Quintessence cette année perd ses somptueux locaux de l'Institut de Recherche en santé publique pour une paillote. Les artistes par contre, voient plutôt un décor plastique adapté à l'art mieux que les airs conditionnés. C'est là un regard philosophique d'artistes qui dissimule mal les vicissitudes du Festival.
À la vue de ces quelques camions aux couleurs de Quintessence, en panne et immobilisés dans la rue Quintessence, les festivaliers des première éditions de Quintessence, deviennent nostalgiques. Jadis mobiles à travers la ville tels des hirondelles annonçant le printemps, ces camions ne sont aujourd'hui plus que de simples objets décoratifs. Jean, initiateur et Délégué général du festival ne s'en émeut guère. Pas plus que d'ailleurs ses jeunes collaborateurs Arcade Assogba et Adrien Castello qui font les derniers réglages sur le matériel de projection de film ou courent pour le badge d'un invité.
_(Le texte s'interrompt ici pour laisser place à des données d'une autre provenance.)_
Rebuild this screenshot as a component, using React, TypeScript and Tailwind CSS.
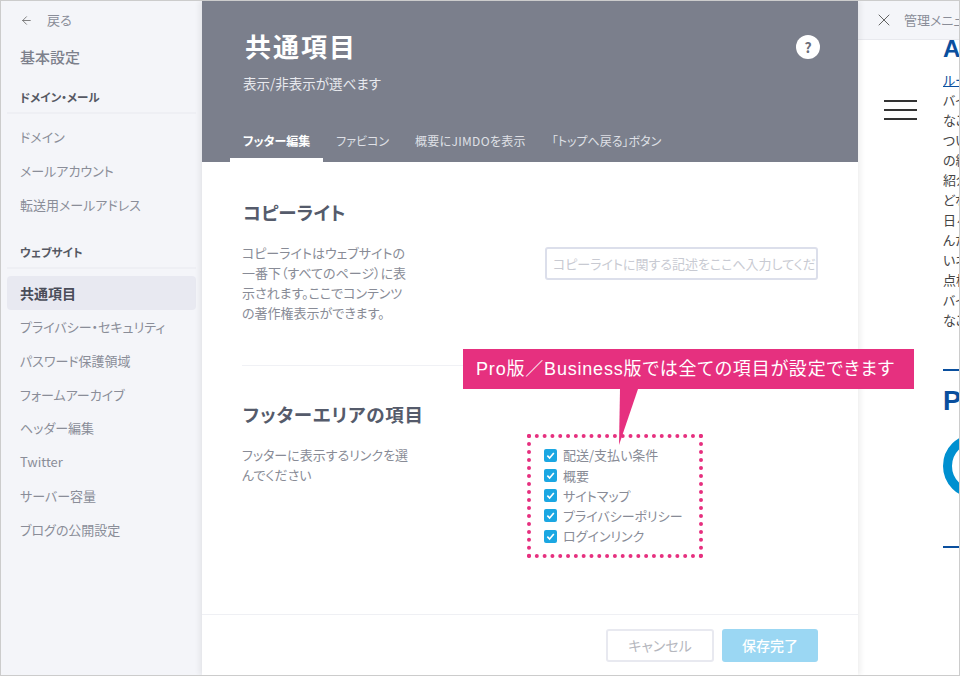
import { ArrowLeft, X } from 'lucide-react';

const jp = "font-['Noto_Sans_CJK_JP','Noto_Sans',sans-serif] [font-feature-settings:'palt']";

function NavItem({ label, active }: { label: string; active?: boolean }) {
  return (
    <div className={`h-[33.75px] mx-[6px] px-[13px] flex items-center rounded ${active ? 'bg-[#e8e9f1] text-[14px] font-bold text-[#4a4d59]' : 'text-[13px] text-[#8a8d98]'}`}>
      {label}
    </div>
  );
}

function NavHeading({ label, className }: { label: string; className: string }) {
  return (
    <div className={`h-[34px] mx-[6px] px-[13px] pt-[3px] flex items-center border-b-2 border-[#eeeff4] text-[11.5px] font-bold text-[#555863] ${className}`}>
      {label}
    </div>
  );
}

function Check({ label }: { label: string }) {
  return (
    <div className="h-[20.25px] flex items-center gap-[6px] text-[13px] text-[#888b96]">
      <span className="w-[13px] h-[13px] rounded-[2px] bg-[#1ba7e2] flex items-center justify-center shrink-0">
        <svg width="9" height="9" viewBox="0 0 10 10" fill="none" stroke="#fff" strokeWidth="1.8">
          <path d="M1.5 5.2 4 7.8 8.7 2.2" />
        </svg>
      </span>
      {label}
    </div>
  );
}

const tabs = [
  { label: 'フッター編集', cls: 'border-white font-bold text-white' },
  { label: 'ファビコン', cls: 'border-transparent text-[#dfe0e6]' },
  { label: '概要にJIMDOを表示', cls: 'border-transparent text-[#dfe0e6] tracking-[0.3px]' },
  { label: '「トップへ戻る」ボタン', cls: 'border-transparent text-[#dfe0e6]' },
];
const clipped = ['バイ', 'なこ', 'つい', 'の紹', '紹介', 'どな', '日々', 'んだ', 'いネ', '点検', 'バイ', 'なこ'];

export default function App() {
  return (
    <div className={`w-[960px] h-[676px] flex border border-[#cccccc] bg-white overflow-hidden ${jp}`}>
      {/* sidebar */}
      <aside className="w-[201px] shrink-0 bg-[#f4f5f9] flex flex-col">
        <div className="h-[38px] pl-[19px] flex items-center gap-[14px] text-[13px] text-[#8a8d98]">
          <ArrowLeft size={13} strokeWidth={1.5} className="text-[#666]" />
          戻る
        </div>
        <div className="h-[36px] pl-[19px] flex items-center text-[15px] font-medium text-[#7d808c]">基本設定</div>
        <NavHeading label="ドメイン・メール" className="mt-[5px] mb-[6px]" />
        <NavItem label="ドメイン" />
        <NavItem label="メールアカウント" />
        <NavItem label="転送用メールアドレス" />
        <NavHeading label="ウェブサイト" className="mt-[14px] mb-[7px]" />
        <NavItem label="共通項目" active />
        <NavItem label="プライバシー・セキュリティ" />
        <NavItem label="パスワード保護領域" />
        <NavItem label="フォームアーカイブ" />
        <NavItem label="ヘッダー編集" />
        <NavItem label="Twitter" />
        <NavItem label="サーバー容量" />
        <NavItem label="ブログの公開設定" />
      </aside>

      {/* main */}
      <main className="w-[656px] shrink-0 relative flex flex-col shadow-[-3px_0_5px_rgba(0,0,0,0.06),3px_0_5px_rgba(0,0,0,0.06)] z-10 bg-white">
        <header className="h-[161px] shrink-0 bg-[#7b7f8c] flex flex-col relative">
          <div className="flex justify-between items-start pl-[43px] pr-[38px] pt-[25px]">
            <h1 className="text-[26px] leading-[40px] font-bold tracking-[2px] text-white">共通項目</h1>
            <span className="w-[24px] h-[24px] mt-[9px] rounded-full bg-white flex items-center justify-center text-[14px] font-bold text-[#6b6e7a]">?</span>
          </div>
          <p className="pl-[41px] mt-[7px] text-[13.5px] leading-[20px] text-[#e8e9ee]">表示/非表示が選べます</p>
          <nav className="mt-auto pl-[28px] flex">
            {tabs.map((t) => (
              <div key={t.label} className={`h-[44px] px-[13px] pt-[6px] flex items-center text-[12px] border-b-4 ${t.cls}`}>
                {t.label}
              </div>
            ))}
          </nav>
        </header>

        <div className="flex-1 px-[40px] flex flex-col">
          <section className="pt-[37px] pb-[42px] border-b border-[#f0f1f5] flex">
            <div className="w-[303px] shrink-0">
              <h2 className="ml-px text-[18.5px] leading-[26px] font-bold text-[#555b6b]">コピーライト</h2>
              <p className="mt-[18px] w-[171px] text-[13px] leading-[20px] text-[#888b96]">
                コピーライトはウェブサイトの一番下（すべてのページ）に表示されます。ここでコンテンツの著作権表示ができます。
              </p>
            </div>
            <div className="w-[273px] h-[33px] mt-[48px] border-2 border-[#dcdfeb] rounded-[3px] px-[6px] flex items-center overflow-hidden whitespace-nowrap text-[13px] text-[#c8cad2]">
              コピーライトに関する記述をここへ入力してください
            </div>
          </section>

          <section className="pt-[35px] flex">
            <div className="w-[285px] shrink-0">
              <h2 className="ml-px text-[18.5px] tracking-[0.8px] leading-[26px] font-bold text-[#555b6b]">フッターエリアの項目</h2>
              <p className="mt-[18px] w-[175px] text-[13px] leading-[20px] text-[#888b96]">
                フッターに表示するリンクを選んでください
              </p>
            </div>
            <div className="w-[176px] h-[124px] mt-[33px] border-4 border-dotted border-[#e6307f] pl-[13px] pt-[7px]">
              <Check label="配送/支払い条件" />
              <Check label="概要" />
              <Check label="サイトマップ" />
              <Check label="プライバシーポリシー" />
              <Check label="ログインリンク" />
            </div>
          </section>
        </div>

        <footer className="h-[61px] shrink-0 border-t border-[#eff0f4] pr-[40px] flex items-center justify-end gap-[8px]">
          <button className="w-[108px] h-[33px] border-2 border-[#e8e9f0] rounded-[3px] text-[14px] text-[#b5b7be]">キャンセル</button>
          <button className="w-[96px] h-[33px] bg-[#9bd7f3] rounded-[3px] text-[14px] font-medium text-white">保存完了</button>
        </footer>

        {/* callout over the content */}
        <div className="absolute left-[261px] top-[348px] w-[451px] h-[40px] pr-[6px] bg-[#e6307f] flex items-center justify-center text-[18px] tracking-[0.8px] text-white font-['Liberation_Sans','Noto_Sans_CJK_JP',sans-serif]">
          Pro版／Business版では全ての項目が設定できます
          <svg className="absolute left-[153px] top-[40px]" width="24" height="57" viewBox="0 0 24 57">
            <path d="M4 0H22L3 56Z" fill="#e6307f" />
          </svg>
        </div>
      </main>

      {/* site preview behind the panel */}
      <div className="flex-1 min-w-0 flex flex-col overflow-hidden">
        <div className="h-[39px] shrink-0 bg-[#f4f5f9] border-b border-[#e8e9ee] pl-[16px] flex items-center gap-[10px] whitespace-nowrap text-[13px] text-[#8a8d98]">
          <X size={20} strokeWidth={1.1} className="shrink-0 text-[#555]" />
          管理メニュー
        </div>
        <div className="flex-1 flex overflow-hidden">
          <div className="w-[85px] shrink-0 pl-[26px] pt-[60px]">
            <div className="w-[33px] flex flex-col gap-[7px]">
              <div className="h-[2px] bg-[#333]" />
              <div className="h-[2px] bg-[#333]" />
              <div className="h-[2px] bg-[#333]" />
            </div>
          </div>
          <div className="flex-1 min-w-0 overflow-hidden whitespace-nowrap">
            <div className="h-[30px] -mt-[6px] text-[24px] leading-[30px] font-bold text-[#0a4f9e] font-['Liberation_Sans',sans-serif]">AB</div>
            <div className="h-[20px] mt-[6px] text-[13px] leading-[20px] text-[#0a4f9e] underline">ルール</div>
            {clipped.map((c, i) => (
              <div key={i} className="h-[20px] text-[13px] leading-[20px] text-[#444]">{c}</div>
            ))}
            <div className="h-[2px] mt-[39px] bg-[#0a4f9e]" />
            <div className="h-[34px] mt-[13px] text-[27px] leading-[34px] font-bold text-[#0a4f9e] font-['Liberation_Sans',sans-serif]">PR</div>
            <div className="w-[64px] h-[64px] mt-[16px] rounded-full border-[9px] border-[#0090d0] flex items-center justify-center">
              <div className="w-[30px] h-[30px] rounded-full border-[3px] border-[#0090d0]" />
            </div>
            <div className="h-[2px] mt-[48px] bg-[#0a4f9e]" />
          </div>
        </div>
      </div>
    </div>
  );
}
On se rend bien compte que de Quintessence, il ne reste que la foi de Jean Odoutan et de sa jeune équipe d'organisateurs. Ceux-ci sont convaincus que le défi de Quintessence reste toujours actuel. Il y a plus maintenant 9 ans que Jean Odoutan, lors du tournage de son film "Barbecue Pejo" au Bénin, a découvert une terre "analphabète" du cinéma et s'en était indigné. Et depuis, Ouidah, la ville de vodoun, a appris à connaître le langage du cinéma. Cette année avec 146 films, elle a encore de la matière pour aiguiser son sens du 7ème art. Et son avis est attendu pour le Python Children, le prix du public.